> **YOUR INSTRUCTIONS**
The line holding "MdCloudDownload, MdSortByAlpha, MdCached" is the last one to output; start at the first line of the data, keep every line in between exactly, and leave out pictures.

** START DATASET EXTRACT **

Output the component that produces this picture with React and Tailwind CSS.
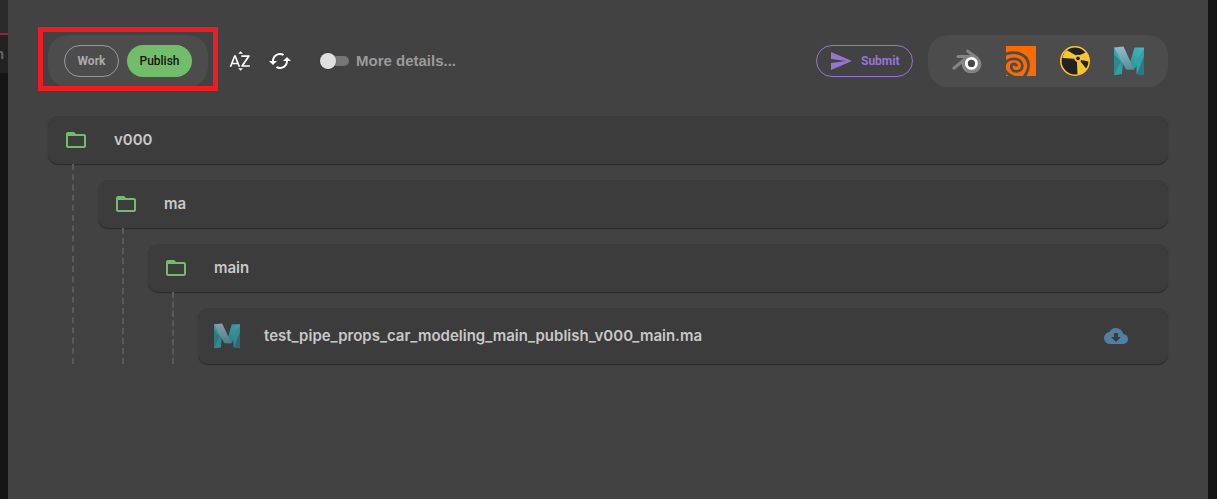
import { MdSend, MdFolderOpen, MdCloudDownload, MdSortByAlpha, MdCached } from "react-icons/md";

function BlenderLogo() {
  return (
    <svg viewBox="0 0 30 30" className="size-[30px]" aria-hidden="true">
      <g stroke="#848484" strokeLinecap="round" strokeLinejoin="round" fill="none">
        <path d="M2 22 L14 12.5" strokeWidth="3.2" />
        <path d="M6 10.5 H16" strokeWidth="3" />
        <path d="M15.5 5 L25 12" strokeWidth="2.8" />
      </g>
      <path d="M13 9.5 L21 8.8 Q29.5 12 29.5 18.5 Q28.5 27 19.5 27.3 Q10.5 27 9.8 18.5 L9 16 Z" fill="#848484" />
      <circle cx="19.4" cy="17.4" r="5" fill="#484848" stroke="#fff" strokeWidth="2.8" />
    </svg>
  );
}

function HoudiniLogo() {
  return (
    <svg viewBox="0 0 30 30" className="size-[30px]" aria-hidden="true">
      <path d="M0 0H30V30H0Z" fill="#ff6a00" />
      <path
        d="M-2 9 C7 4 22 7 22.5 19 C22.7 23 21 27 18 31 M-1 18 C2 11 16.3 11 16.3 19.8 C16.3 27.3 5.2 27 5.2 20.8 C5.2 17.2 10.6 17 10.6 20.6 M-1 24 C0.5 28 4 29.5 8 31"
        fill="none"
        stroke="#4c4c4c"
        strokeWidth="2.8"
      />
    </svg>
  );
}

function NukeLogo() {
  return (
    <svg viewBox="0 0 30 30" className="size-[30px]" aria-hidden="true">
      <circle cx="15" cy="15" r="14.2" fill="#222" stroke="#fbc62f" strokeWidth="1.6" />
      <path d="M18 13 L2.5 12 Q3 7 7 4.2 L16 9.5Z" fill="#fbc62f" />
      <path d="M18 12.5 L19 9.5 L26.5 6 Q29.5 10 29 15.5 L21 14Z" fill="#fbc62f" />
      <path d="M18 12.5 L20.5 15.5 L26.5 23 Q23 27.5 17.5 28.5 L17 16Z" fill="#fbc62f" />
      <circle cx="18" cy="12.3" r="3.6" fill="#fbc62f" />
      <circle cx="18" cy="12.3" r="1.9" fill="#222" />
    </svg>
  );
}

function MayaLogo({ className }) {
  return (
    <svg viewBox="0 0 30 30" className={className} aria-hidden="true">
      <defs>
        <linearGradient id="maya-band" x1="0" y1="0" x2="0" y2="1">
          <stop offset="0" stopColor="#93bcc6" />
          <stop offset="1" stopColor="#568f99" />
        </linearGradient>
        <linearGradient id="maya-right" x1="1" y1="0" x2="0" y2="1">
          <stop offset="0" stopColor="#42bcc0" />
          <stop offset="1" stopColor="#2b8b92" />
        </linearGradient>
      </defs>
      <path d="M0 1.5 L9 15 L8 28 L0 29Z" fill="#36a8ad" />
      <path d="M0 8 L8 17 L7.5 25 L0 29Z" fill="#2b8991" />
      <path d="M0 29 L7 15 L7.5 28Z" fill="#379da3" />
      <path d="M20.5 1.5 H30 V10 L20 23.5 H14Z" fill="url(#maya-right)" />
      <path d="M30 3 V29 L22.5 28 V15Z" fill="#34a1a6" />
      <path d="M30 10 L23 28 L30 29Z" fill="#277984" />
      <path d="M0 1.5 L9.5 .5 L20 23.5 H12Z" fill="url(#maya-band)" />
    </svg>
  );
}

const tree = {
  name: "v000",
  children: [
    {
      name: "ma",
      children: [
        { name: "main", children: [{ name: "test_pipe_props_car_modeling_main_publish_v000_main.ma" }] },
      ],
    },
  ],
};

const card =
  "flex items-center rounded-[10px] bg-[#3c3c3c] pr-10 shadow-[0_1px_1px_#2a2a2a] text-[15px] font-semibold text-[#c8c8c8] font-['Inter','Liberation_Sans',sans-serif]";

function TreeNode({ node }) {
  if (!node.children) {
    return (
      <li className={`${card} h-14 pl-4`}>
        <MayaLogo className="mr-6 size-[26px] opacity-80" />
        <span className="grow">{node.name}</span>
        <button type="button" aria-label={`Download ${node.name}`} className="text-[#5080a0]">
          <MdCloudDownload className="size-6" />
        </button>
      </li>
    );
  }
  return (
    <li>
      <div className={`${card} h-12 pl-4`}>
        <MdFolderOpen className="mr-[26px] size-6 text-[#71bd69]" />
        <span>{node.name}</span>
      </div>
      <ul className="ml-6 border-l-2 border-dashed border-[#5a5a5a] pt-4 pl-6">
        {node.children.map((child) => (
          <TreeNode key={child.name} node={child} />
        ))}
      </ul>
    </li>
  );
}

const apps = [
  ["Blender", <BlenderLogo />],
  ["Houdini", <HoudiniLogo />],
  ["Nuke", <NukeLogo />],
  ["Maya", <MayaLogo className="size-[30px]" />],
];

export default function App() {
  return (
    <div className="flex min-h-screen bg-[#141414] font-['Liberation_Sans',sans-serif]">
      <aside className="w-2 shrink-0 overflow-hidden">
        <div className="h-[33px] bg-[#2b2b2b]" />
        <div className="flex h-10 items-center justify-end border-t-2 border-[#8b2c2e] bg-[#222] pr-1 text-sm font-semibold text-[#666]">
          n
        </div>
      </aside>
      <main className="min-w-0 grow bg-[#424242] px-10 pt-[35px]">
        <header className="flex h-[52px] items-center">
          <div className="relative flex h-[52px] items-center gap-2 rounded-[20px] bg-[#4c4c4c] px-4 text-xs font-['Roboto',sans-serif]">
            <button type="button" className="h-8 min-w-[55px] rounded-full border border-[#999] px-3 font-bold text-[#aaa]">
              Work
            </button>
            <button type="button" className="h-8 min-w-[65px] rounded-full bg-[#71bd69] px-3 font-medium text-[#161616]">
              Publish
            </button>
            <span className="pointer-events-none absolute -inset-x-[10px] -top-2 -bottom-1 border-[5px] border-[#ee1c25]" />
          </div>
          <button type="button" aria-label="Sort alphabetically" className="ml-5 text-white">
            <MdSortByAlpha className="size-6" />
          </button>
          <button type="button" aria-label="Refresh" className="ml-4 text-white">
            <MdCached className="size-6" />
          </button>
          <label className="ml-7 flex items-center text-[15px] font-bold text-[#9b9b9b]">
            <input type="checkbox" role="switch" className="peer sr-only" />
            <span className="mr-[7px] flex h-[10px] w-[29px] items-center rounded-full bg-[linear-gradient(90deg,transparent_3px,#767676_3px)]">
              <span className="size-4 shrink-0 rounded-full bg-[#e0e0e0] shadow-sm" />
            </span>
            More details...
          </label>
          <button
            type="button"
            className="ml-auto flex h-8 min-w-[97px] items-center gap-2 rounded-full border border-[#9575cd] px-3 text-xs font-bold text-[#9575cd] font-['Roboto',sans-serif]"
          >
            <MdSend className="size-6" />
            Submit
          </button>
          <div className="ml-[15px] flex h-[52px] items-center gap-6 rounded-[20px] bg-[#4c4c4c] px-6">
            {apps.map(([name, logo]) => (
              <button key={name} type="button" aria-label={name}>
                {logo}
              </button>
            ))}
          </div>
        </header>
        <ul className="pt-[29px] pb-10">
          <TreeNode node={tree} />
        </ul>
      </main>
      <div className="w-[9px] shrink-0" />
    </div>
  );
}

** END DATASET EXTRACT **

> **PROBLEM SOLUTION**
Output the component that produces this picture with React and Tailwind CSS.
import { MdSend, MdFolderOpen, MdCloudDownload, MdSortByAlpha, MdCached } from "react-icons/md";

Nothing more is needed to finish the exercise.